Dia sendiri juga mengikuti beberapa komunitas kegiatan di luar aktivitas menelitinya. Mulai dari komunitas seni hingga reliji.

“Kebetulan saya tergabung dengan Monash Indonesian Islamic Society, paguyuban nonformal mahasiswa di sini. Saya juga tergabung dengan Melbourne Komunitas Gamelan, berbasis di Universitas Melbourne. Kita berlatih gamelan untuk gending tari juga wayang kulit. Juga ada komunitas N to M, Ngalam to Melbourne, teman-teman warga kota Malang yang tinggal di sini hanya sekadar tombo kangen. Banyak komunitas asal nggak mengganggu kegiatan,” jelas Ponco.

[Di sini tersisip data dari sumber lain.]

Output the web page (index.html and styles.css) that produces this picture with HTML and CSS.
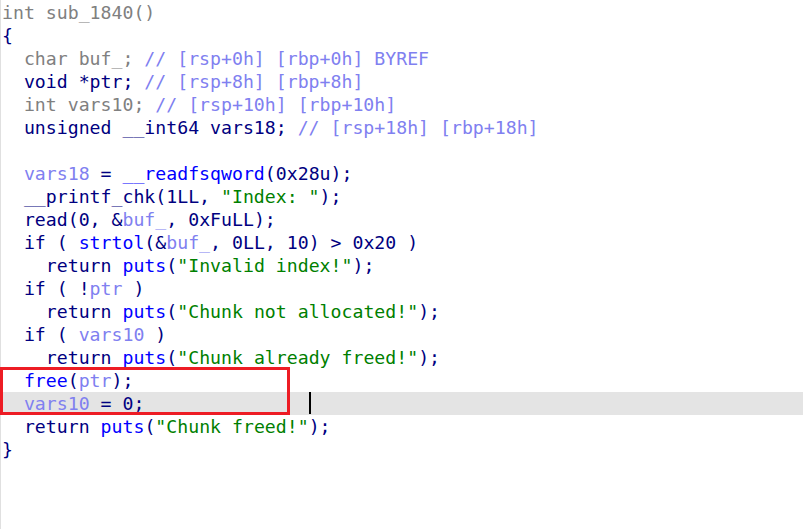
FILE: index.html
```html
<!DOCTYPE html>
<html>
<head>
<meta charset="utf-8">
<link rel="stylesheet" href="styles.css">
</head>
<body>
<div class="code">
<div class="ln"><span class="g">int sub_1840()</span></div>
<div class="ln"><span class="k">{</span></div>
<div class="ln">  <span class="g">char buf_;</span> <span class="c">// [rsp+0h] [rbp+0h] BYREF</span></div>
<div class="ln">  <span class="k">void *ptr;</span> <span class="c">// [rsp+8h] [rbp+8h]</span></div>
<div class="ln">  <span class="g">int vars10;</span> <span class="c">// [rsp+10h] [rbp+10h]</span></div>
<div class="ln">  <span class="k">unsigned __int64 vars18;</span> <span class="c">// [rsp+18h] [rbp+18h]</span></div>
<div class="ln"> </div>
<div class="ln">  <span class="v">vars18</span><span class="k"> = </span><span class="f">__readfsqword</span><span class="k">(0x28u);</span></div>
<div class="ln">  <span class="k">__printf_chk(1LL, </span><span class="s">"Index: "</span><span class="k">);</span></div>
<div class="ln">  <span class="k">read(0, &amp;</span><span class="v">buf_</span><span class="k">, 0xFuLL);</span></div>
<div class="ln">  <span class="k">if ( </span><span class="f">strtol</span><span class="k">(&amp;</span><span class="v">buf_</span><span class="k">, 0LL, 10) &gt; 0x20 )</span></div>
<div class="ln">    <span class="k">return </span><span class="f">puts</span><span class="k">(</span><span class="s">"Invalid index!"</span><span class="k">);</span></div>
<div class="ln">  <span class="k">if ( !</span><span class="v">ptr</span><span class="k"> )</span></div>
<div class="ln">    <span class="k">return </span><span class="f">puts</span><span class="k">(</span><span class="s">"Chunk not allocated!"</span><span class="k">);</span></div>
<div class="ln">  <span class="k">if ( </span><span class="v">vars10</span><span class="k"> )</span></div>
<div class="ln">    <span class="k">return </span><span class="f">puts</span><span class="k">(</span><span class="s">"Chunk already freed!"</span><span class="k">);</span></div>
<div class="ln">  <span class="f">free</span><span class="k">(</span><span class="v">ptr</span><span class="k">);</span></div>
<div class="ln cur">  <span class="v">vars10</span><span class="k"> = 0;</span><span class="caret"></span></div>
<div class="ln">  <span class="k">return </span><span class="f">puts</span><span class="k">(</span><span class="s">"Chunk freed!"</span><span class="k">);</span></div>
<div class="ln"><span class="k">}</span></div>
<div class="mark"></div>
</div>
</body>
</html>
```

FILE: styles.css
```css
html, body {
  margin: 0;
  padding: 0;
  background: #ffffff;
}
.code {
  position: relative;
  height: 529px;
  box-sizing: border-box;
  border-left: 1px solid #e0e0e0;
  padding-top: 1px;
  padding-left: 1px;
  font-family: "DejaVu Sans Mono", "Liberation Mono", monospace;
  font-size: 18.2px;
}
.ln {
  position: relative;
  height: 23px;
  line-height: 23px;
  white-space: pre;
  color: #000080;
}
.cur {
  background: #e4e4e4;
}
.g { color: #808080; }
.k { color: #000080; }
.c { color: #8080f0; }
.v { color: #8080f0; }
.f { color: #0000ff; }
.s { color: #008000; }
.caret {
  position: absolute;
  left: 307px;
  top: 0;
  width: 2px;
  height: 22px;
  background: #000000;
}
.mark {
  position: absolute;
  left: -1px;
  top: 367px;
  width: 290px;
  height: 48px;
  box-sizing: border-box;
  border: 3px solid #ed1c24;
}
```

Kala ditanya apakah tergoda untuk tinggal di Melbourne, Ponco mengakuinya karena banyak fasilitas untuk anak hingga sekolah yang berkualitas bagus. Namun sebagai dosen PNS, dia tetap akan kembali dan menebarkan ilmu di kampusnya.

“Kalau saya pulang, saya toh masih ada kesempatan kembali ke sini, kolaborasi dengan supervisor saya, maupun hanya untuk seminar, mungkin harapannya siapa tahu anak saya sekolah ke sini. It’s not the end of the world balik ke Indonesia, belajar sesuatu, kembali ke Indonesia mengembangkan sesuatu,” katanya.

Diakuinya ada perbedaan fasilitas dan pengharkatan bagi para ilmuwan di Indonesia yang berbeda jauh dengan di Australia. Namun belajar ke luar negeri seperti Australia ini, bisa membuka cakrawala dan membawa praktik-praktik yang baik.

“Secara umum iya, kondisi di Australia untuk riset dan teknologi lebih baik daripada di Indonesia tanpa mengecilkan beberapa peran teman-teman di Indonesia yang sedang berusaha mengembangkan keilmuannya dengan cara masing-masing. Mungkin tidak hanya sekadar mendapatkan pengalaman riset di luar negeri, tapi kondisi pengalaman akademik bisa jadi beda dengan kultur di Indonesia. Tapi bisa juga kita belajar banyak kegagalan di luar negeri yang bisa kita ambil sehingga Indonesia tidak melakukan hal sama,” jelas dia.

“Keluar dari Indonesia bukan berarti mengecilkan Indonesia, tapi ingin keluar dari zona aman sehingga bisa melihat dunia lebih terbuka dan bisa mendapat masukan dari banyak pihak, sehingga jika kembali ke Indonesia, good practices itu yang bisa kita bawa dan bisa diterapkan ke komunitas itu sendiri,” tutupnya.